DATA EXCERPT
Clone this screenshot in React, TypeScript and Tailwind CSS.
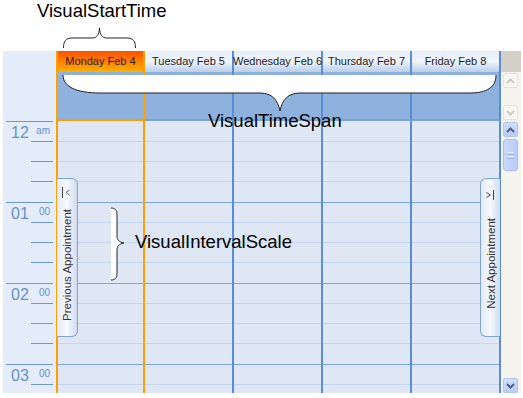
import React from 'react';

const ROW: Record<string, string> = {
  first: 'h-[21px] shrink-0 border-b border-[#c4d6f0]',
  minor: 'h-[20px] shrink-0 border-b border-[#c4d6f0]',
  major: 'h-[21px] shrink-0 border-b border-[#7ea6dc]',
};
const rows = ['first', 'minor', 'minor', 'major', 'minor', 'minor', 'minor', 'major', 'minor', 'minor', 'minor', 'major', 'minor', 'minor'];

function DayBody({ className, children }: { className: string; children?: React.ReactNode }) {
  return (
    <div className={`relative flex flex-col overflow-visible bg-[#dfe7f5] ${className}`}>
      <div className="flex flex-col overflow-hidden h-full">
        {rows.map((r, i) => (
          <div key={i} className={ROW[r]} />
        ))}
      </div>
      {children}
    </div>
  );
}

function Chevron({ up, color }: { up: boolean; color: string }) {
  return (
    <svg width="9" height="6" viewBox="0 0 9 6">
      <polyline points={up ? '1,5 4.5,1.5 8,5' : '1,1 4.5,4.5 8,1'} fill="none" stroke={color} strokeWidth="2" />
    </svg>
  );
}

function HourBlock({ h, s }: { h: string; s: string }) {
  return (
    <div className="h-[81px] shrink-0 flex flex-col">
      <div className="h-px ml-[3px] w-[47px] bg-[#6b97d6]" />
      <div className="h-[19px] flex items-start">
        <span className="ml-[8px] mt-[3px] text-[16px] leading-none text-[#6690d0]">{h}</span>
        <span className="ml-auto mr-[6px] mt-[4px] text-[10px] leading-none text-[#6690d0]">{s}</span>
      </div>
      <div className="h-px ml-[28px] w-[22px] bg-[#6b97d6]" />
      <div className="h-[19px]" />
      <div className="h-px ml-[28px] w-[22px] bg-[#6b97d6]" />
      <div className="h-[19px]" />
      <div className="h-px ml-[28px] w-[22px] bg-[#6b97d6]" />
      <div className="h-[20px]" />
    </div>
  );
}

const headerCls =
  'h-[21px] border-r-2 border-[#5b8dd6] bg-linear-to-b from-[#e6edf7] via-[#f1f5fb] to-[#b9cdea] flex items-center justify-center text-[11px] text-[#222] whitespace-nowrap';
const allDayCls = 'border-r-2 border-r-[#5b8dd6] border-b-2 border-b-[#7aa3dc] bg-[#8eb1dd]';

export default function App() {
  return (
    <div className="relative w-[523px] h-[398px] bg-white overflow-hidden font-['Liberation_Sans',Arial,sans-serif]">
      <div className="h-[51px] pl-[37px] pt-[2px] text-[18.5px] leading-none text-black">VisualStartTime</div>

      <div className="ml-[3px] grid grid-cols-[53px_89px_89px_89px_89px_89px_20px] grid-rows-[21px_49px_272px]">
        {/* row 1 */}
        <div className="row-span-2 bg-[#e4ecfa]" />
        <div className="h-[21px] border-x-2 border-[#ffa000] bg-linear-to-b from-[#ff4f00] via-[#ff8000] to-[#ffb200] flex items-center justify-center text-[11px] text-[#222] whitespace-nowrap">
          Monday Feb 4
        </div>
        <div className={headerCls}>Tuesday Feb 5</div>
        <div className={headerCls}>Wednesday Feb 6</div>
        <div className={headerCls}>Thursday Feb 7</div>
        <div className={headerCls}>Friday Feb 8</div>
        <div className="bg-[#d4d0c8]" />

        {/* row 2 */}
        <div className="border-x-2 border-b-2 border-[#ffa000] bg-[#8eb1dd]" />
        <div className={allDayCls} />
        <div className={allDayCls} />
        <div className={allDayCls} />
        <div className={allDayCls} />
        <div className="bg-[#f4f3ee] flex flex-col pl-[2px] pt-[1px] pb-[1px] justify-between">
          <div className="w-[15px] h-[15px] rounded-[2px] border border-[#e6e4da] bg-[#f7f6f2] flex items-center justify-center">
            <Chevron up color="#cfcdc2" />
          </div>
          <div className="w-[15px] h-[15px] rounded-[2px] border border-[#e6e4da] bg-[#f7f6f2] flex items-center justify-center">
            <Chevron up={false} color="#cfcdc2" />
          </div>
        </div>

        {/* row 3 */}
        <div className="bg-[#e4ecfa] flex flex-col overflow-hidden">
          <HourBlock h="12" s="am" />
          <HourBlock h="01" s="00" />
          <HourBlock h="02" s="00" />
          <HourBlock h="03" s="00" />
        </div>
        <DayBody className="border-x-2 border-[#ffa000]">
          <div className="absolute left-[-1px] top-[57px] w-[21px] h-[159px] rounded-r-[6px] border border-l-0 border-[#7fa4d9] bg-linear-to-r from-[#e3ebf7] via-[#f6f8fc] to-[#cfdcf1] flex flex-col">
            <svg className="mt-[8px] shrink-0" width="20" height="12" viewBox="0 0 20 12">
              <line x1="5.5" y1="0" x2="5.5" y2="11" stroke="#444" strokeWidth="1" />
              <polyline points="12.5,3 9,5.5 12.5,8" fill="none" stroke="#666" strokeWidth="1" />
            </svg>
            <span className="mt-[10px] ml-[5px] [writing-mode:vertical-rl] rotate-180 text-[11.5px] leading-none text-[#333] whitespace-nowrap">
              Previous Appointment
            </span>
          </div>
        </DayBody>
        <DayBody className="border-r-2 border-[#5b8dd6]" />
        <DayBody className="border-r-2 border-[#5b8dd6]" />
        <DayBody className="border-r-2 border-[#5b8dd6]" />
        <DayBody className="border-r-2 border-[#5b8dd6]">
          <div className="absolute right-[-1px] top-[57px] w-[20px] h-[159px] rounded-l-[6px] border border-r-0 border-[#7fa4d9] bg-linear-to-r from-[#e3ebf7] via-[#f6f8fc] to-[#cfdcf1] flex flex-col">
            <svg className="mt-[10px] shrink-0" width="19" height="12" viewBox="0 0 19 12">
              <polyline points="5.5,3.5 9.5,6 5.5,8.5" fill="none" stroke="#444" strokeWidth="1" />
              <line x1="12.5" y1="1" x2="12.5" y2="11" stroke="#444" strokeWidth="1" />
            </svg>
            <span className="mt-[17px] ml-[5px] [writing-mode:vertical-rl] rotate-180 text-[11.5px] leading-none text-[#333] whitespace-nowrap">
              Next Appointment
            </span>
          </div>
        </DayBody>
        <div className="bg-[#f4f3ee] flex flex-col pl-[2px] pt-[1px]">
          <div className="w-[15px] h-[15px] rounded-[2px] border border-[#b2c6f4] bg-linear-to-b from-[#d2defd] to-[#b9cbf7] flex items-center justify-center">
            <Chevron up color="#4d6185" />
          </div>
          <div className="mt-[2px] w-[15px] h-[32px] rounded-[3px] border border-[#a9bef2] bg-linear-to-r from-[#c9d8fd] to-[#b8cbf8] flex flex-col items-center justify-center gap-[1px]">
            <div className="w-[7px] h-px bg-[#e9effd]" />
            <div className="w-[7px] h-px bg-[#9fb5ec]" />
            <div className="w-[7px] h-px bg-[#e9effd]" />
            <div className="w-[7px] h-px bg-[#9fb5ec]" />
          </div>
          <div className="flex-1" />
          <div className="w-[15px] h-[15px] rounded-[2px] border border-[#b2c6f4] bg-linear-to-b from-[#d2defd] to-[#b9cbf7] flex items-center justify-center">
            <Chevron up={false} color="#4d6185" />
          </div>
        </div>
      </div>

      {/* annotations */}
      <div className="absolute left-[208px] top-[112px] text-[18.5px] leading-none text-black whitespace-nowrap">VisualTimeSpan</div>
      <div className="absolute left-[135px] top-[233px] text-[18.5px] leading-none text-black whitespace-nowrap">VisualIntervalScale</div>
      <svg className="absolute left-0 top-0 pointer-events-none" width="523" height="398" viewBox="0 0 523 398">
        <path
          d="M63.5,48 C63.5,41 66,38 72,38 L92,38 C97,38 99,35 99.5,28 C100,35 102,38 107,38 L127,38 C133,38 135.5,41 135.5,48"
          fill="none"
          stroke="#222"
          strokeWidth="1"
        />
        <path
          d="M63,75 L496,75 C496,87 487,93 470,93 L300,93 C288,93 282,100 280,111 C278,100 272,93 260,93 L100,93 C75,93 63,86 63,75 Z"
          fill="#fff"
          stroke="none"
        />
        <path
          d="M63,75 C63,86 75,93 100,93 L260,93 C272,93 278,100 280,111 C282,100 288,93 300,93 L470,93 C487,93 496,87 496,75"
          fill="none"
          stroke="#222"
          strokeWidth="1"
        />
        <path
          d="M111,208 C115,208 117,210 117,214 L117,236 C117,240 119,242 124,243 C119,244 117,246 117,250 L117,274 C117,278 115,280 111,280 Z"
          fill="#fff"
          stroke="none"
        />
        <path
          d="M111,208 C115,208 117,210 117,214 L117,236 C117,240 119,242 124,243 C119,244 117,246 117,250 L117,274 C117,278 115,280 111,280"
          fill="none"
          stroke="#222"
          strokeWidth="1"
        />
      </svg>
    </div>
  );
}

EXERCISE TASK
Omit the pictures, then repeat exactly each line from the beginning of the listing through the line with "import React from 'react';".

RESULT OF THIS TASK
Clone this screenshot in React, TypeScript and Tailwind CSS.
import React from 'react';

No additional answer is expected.